Si ça ne tenait qu’à moi, je jouerais un peu partout, en dehors des théâtres. J’essaierais de trouver des situations d’écoute inédites, de jouer dans des lieux qui ne sont pas censés accueillir du théâtre. Par exemple faire une pièce dans la cour de l’Ehpad reste une expérience particulière. Je viens de jouer Finir en beauté, un spectacle qui m’avait été inspiré par la maladie puis la mort de ma mère, dans une médiathèque. Ce n’est pas original mais je touche un autre public et je sens qu’il y a une autre disponibilité, une autre écoute. Nous venons de jouer Gardien Party dans des musées, là aussi ça déplace le rapport. Avec l’historien Patrick Boucheron, le dispositif construit pour notre pièce Boule à neige on peut le poser un peu partout. Ce soir, nous le poserons dans un hangar de Villeneuve d’Asq. Expérimenter toutes ces situations d’écoute qui sont complémentaires au théâtre me va bien. Je ne crois plus à la salle dédiée, c’est moins opérant aujourd’hui. Si on veut faire de la place aux nouvelles histoires il faut aussi de nouveaux dispositifs et de nouveaux cadres.

 

Vous trouvez que le théâtre ne se renouvelle pas assez ?

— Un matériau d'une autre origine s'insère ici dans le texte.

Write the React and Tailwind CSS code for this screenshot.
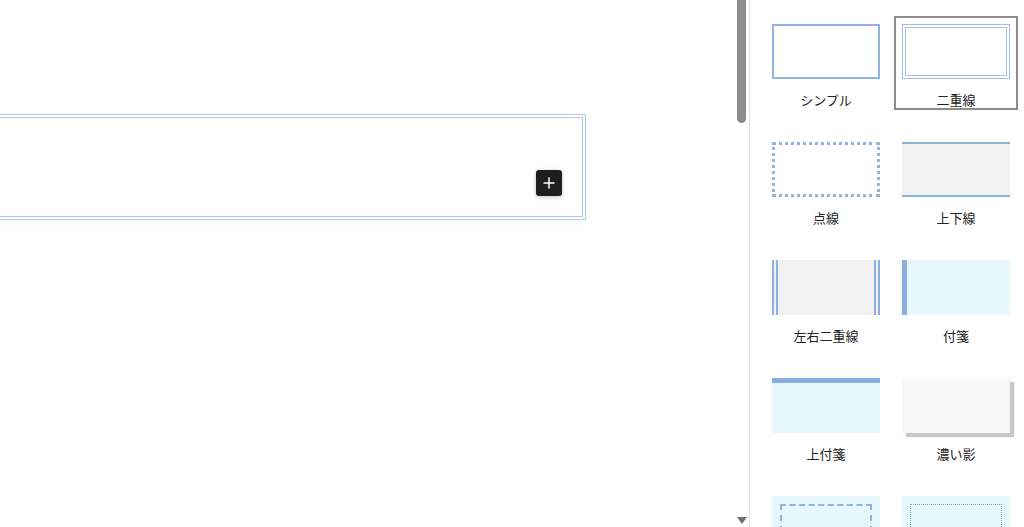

Oui, y compris les bâtiments. Des théâtres ont fermé pendant un mois ou deux à cause des factures d’énergie, je pense que l’époque n’est plus aux théâtres de 800, 1 000 places. Il faut trouver des échelles un peu plus humaines, et des formats plus petits qui sont par ailleurs écologiquement plus responsables.

 

Peut-être aussi que les récits que vous mettez en scène sont très intimes et nécessitent une écoute attentive…

Tout à fait. Je défends cette parole intime, avec ses contextes de proximité, un théâtre qui soit plus proche des gens. Je n’ai pas d’inquiétude pour les grands spectacles, ils existeront toujours. Il faut laisser la place à d’autres expérimentations.

 

 

BIO

L’itinéraire de Mohamed El Khatib a traversé la sociologie, la géographie, la critique de théâtre, le reportage. Reconnu pour ses réalisations de films documentaires et son travail de dramaturge et metteur en scène au théâtre. Il a fondé en 2008 la compagnie Zirlib autour d’un postulat : l’esthétique n’est pas dépourvue de sens politique. La rencontre est au point de départ de chaque création. Rencontre avec une femme de ménage, un éleveur de moutons, des sages-femmes, un marin. C’est à partir de ces rencontres que s’inventent des fresques intimes ou spectaculaires.